36 In Joppa there was a disciple named Tabitha (in Greek her name is Dorcas); she was always doing good and helping the poor. 37 About that time she became sick and died, and her body was washed and placed in an upstairs room. 38 Lydda was near Joppa; so when the disciples heard that Peter was in Lydda, they sent two men to him and urged him, “Please come at once!”

39 Peter went with them, and when he arrived he was taken upstairs to the room. All the widows stood around him, crying and showing him the robes and other clothing that Dorcas had made while she was still with them.

40 Peter sent them all out of the room; then he got down on his knees and prayed. Turning toward the dead woman, he said, “Tabitha, get up.” She opened her eyes, and seeing Peter she sat up. 41 He took her by the hand and helped her to her feet. Then he called for the believers, especially the widows, and presented her to them alive. 42 This became known all over Joppa, and many people believed in the Lord. 43 Peter stayed in Joppa for some time with a tanner named Simon.

 

Barnabas: The Best Good Guy – Acts 9:19b-31

If you could be any person in the Bible, who would you want to be? Some folks might go right for the Apostle Paul – the mighty man himself. Others might want to be Solomon because of his wisdom, but remember that would include the issue of a thousand wives! Daniel or Joseph would be good choices, until you consider the years of trials that each endured as well as the years of blessing.

If I could be anyone, it would be Barnabas – the guy who actually gave Paul his start!  In my book, Barnabas is the best of the good guys. His name meant “son of consolation” and he was always encouraging people and seeing the best in them.

Today he makes his second appearance in the Acts narrative, though far from his last – we’ll be talking about him more in the coming weeks. In his first appearance, which was what I have a couple of times referred to as Luke’s style of giving main characters a brief “walk on” role early in the play, Barnabas was simply listed specifically as one of those who sold a property and deposited the assets at the feet of the Apostles.

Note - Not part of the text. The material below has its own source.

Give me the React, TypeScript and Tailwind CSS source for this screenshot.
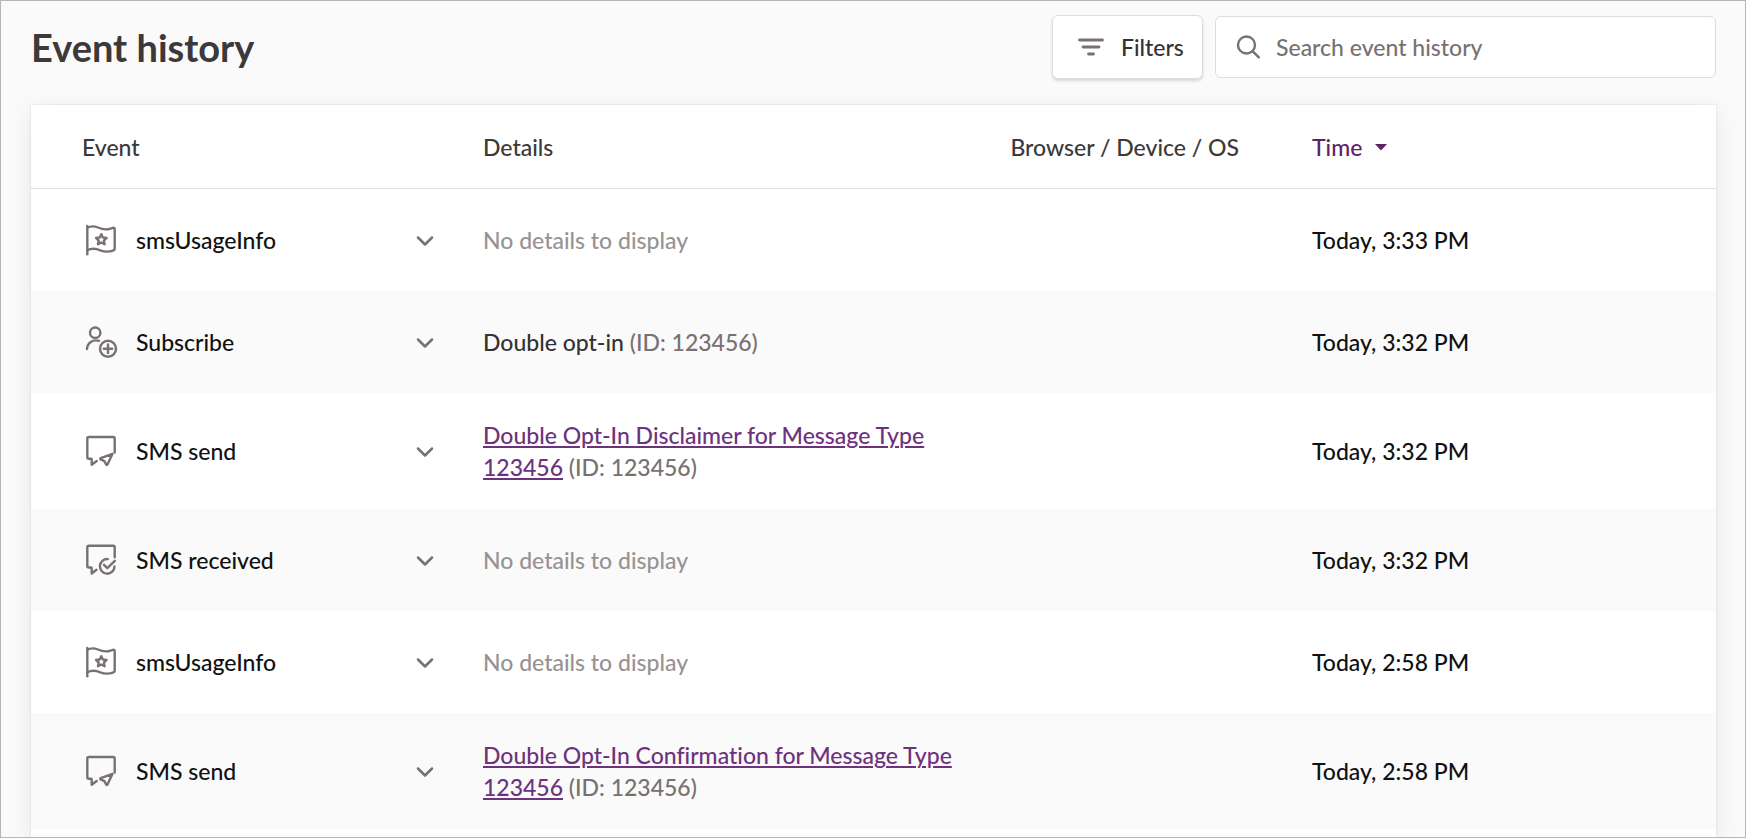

This was with a view toward contributing for the basic needs of the early church community – he was being an encouragement.

In our text today, we see that Saul immediately began to use open door opportunities to present the Gospel. He went into synagogues where he was welcomed to speak. We will see Paul use this same strategy later in the book throughout the ancient world. He was a highly-trained university dude – a sort of elite Harvard-educated fellow.

The synagogue folks in Damascus immediately recognize that this is the same guy who was condemning the preaching going on “among those who call on this name” – of Jesus. And here he is presenting the totally opposite point of view from what they anticipated relative to his recent press releases! And several times in this passage we see the Jewish default response, which is to stop it by killing the person doing it. So, Saul’s new friends help him escape by dropping him over the city wall in a basket. (Remember being a kid in VBS and doing the craft project related to this story?)

So Paul needs some more new friends and goes to Jerusalem to get connected with the church leadership there. His welcome is … ah … less than inviting and is rather filled with distrust. This would be about like Governor O’Malley becoming a Republican and showing up at the local Central Committee meeting and hoping to be invited to dinner. Ah… not today!

And then comes these great words, “But Barnabas” … the great encourager is the first to befriend him and sponsor him in communication with the others. The ice is broken and again Saul takes on a powerful work of preaching the gospel in Jerusalem. And again also, it is a Jewish element – this time the Hellenistic group of those adopting the Greek culture – who rises to meet this new threat by eliminating Saul. Apparently none of these folks were very good at keeping their plots secret, and so Saul is sent off. At this point of his career, he is sort of being sent down to the minor leagues to hone his skills for a while before coming back to be a star player in the early church.

But Barnabas … don’t you want to be like that guy? What does it involve? Well, certainly a lot of the same stuff we’ve been preaching at TSF for a while now. It is the counter-current theme of caring about people diverse from yourself in some way. It may be a difference of generation or cultural background or personal taste. Do you care about seeing other people grow to be all they can be in Christ as much as you care about just fellowshipping with your own natural affinity group? It is a hard sell – this “preference deference” stuff. But it is what Jesus did, and you’ll never be all you can be until you do it … and be a Barnabas type of person.

Saul in Damascus and Jerusalem – Acts 9:19b-31

Saul spent several days with the disciples in Damascus. 20 At once he began to preach in the synagogues that Jesus is the Son of God. 21 All those who heard him were astonished and asked, “Isn’t he the man who raised havoc in Jerusalem among those who call on this name? And hasn’t he come here to take them as prisoners to the chief priests?” 22 Yet Saul grew more and more powerful and baffled the Jews living in Damascus by proving that Jesus is the Messiah.

23 After many days had gone by, there was a conspiracy among the Jews to kill him, 24 but Saul learned of their plan. Day and night they kept close watch on the city gates in order to kill him. 25 But his followers took him by night and lowered him in a basket through an opening in the wall.

26 When he came to Jerusalem, he tried to join the disciples, but they were all afraid of him, not believing that he really was a disciple. 27 But Barnabas took him and brought him to the apostles. He told them how Saul on his journey had seen the Lord and that the Lord had spoken to him, and how in Damascus he had preached fearlessly in the name of Jesus. 28 So Saul stayed with them and moved about freely in Jerusalem, speaking boldly in the name of the Lord. 29 He talked and debated with the Hellenistic Jews, but they tried to kill him. 30 When the believers learned of this, they took him down to Caesarea and sent him off to Tarsus.

31 Then the church throughout Judea, Galilee and Samaria enjoyed a time of peace and was strengthened. Living in the fear of the Lord and encouraged by the Holy Spirit, it increased in numbers.